Of those who do not think they are wealthy enough to warrant paying for an advisor, 37 percent think they need $100,000 or more, while 64 percent believe they cannot afford or don’t know if they could afford professional assistance.

These concerns and beliefs are not unique to middle-income individuals. According to research by the Spectrem Group of investors with a net worth of $100,000 and $1 million (not including primary residence), 67 percent are worried about having enough money for retirement, while nearly a third are concerned that because of the economic downturn they will have to delay their retirement.

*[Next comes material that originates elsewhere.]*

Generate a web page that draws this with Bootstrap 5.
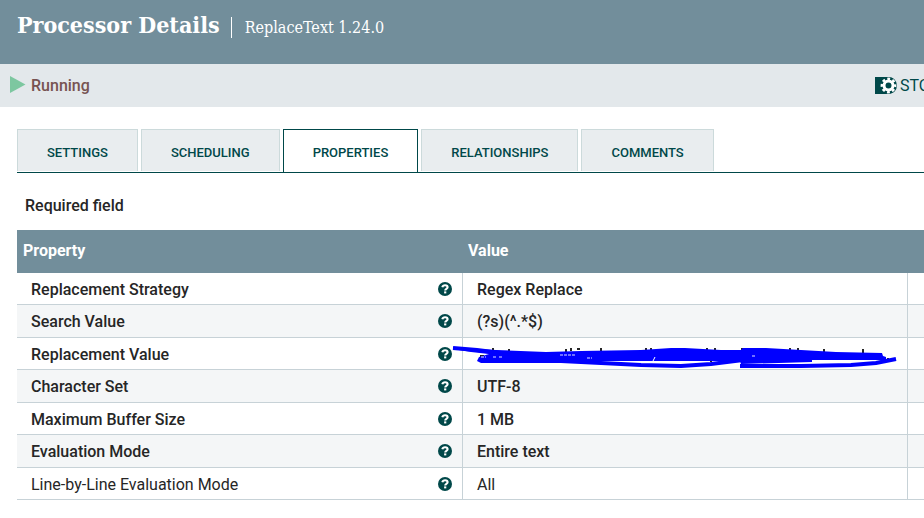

Of baby boomers who do use a professional advisor, about three-quarters prefer that their planner handle all facets of their wealth.  This again correlates to the CSR study which found that 68 percent of those who work with a professional advisor feel extremely or very confident that they will be better prepared for retirement.

Whether or not one chooses to use a financial planner, they avoid or delay retirement planning at their own risk.